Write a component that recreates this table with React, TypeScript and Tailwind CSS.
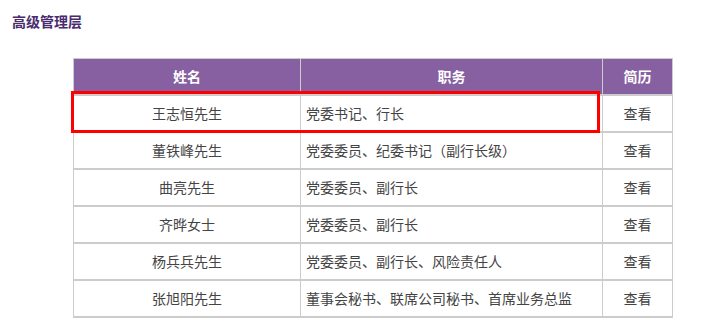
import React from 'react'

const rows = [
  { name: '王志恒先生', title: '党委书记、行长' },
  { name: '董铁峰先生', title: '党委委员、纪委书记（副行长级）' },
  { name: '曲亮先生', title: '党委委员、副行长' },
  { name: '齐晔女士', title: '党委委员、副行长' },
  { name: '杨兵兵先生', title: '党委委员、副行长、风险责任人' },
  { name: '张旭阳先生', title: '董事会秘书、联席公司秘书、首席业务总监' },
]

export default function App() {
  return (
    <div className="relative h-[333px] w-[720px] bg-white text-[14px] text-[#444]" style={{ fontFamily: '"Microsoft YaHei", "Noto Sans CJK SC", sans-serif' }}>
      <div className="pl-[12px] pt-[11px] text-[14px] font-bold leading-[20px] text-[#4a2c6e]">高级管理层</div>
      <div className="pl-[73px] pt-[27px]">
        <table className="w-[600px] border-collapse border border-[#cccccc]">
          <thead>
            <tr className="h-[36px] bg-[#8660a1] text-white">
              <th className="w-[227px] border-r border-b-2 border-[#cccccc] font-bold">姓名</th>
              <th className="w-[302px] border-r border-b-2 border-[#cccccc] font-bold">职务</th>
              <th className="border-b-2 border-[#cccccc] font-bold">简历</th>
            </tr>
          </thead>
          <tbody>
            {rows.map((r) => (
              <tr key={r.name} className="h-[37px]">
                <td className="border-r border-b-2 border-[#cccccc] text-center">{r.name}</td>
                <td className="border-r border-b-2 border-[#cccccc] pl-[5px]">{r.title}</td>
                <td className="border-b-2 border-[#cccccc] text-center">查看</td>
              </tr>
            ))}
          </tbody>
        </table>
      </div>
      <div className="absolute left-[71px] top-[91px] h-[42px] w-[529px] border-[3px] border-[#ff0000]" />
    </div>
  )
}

■ **Aim**: What is needed is an exact reproduction of the data, pictures excluded.

■ **Final result**:
Write a component that recreates this table with React, TypeScript and Tailwind CSS.
import React from 'react'

const rows = [
  { name: '王志恒先生', title: '党委书记、行长' },
  { name: '董铁峰先生', title: '党委委员、纪委书记（副行长级）' },
  { name: '曲亮先生', title: '党委委员、副行长' },
  { name: '齐晔女士', title: '党委委员、副行长' },
  { name: '杨兵兵先生', title: '党委委员、副行长、风险责任人' },
  { name: '张旭阳先生', title: '董事会秘书、联席公司秘书、首席业务总监' },
]

export default function App() {
  return (
    <div className="relative h-[333px] w-[720px] bg-white text-[14px] text-[#444]" style={{ fontFamily: '"Microsoft YaHei", "Noto Sans CJK SC", sans-serif' }}>
      <div className="pl-[12px] pt-[11px] text-[14px] font-bold leading-[20px] text-[#4a2c6e]">高级管理层</div>
      <div className="pl-[73px] pt-[27px]">
        <table className="w-[600px] border-collapse border border-[#cccccc]">
          <thead>
            <tr className="h-[36px] bg-[#8660a1] text-white">
              <th className="w-[227px] border-r border-b-2 border-[#cccccc] font-bold">姓名</th>
              <th className="w-[302px] border-r border-b-2 border-[#cccccc] font-bold">职务</th>
              <th className="border-b-2 border-[#cccccc] font-bold">简历</th>
            </tr>
          </thead>
          <tbody>
            {rows.map((r) => (
              <tr key={r.name} className="h-[37px]">
                <td className="border-r border-b-2 border-[#cccccc] text-center">{r.name}</td>
                <td className="border-r border-b-2 border-[#cccccc] pl-[5px]">{r.title}</td>
                <td className="border-b-2 border-[#cccccc] text-center">查看</td>
              </tr>
            ))}
          </tbody>
        </table>
      </div>
      <div className="absolute left-[71px] top-[91px] h-[42px] w-[529px] border-[3px] border-[#ff0000]" />
    </div>
  )
}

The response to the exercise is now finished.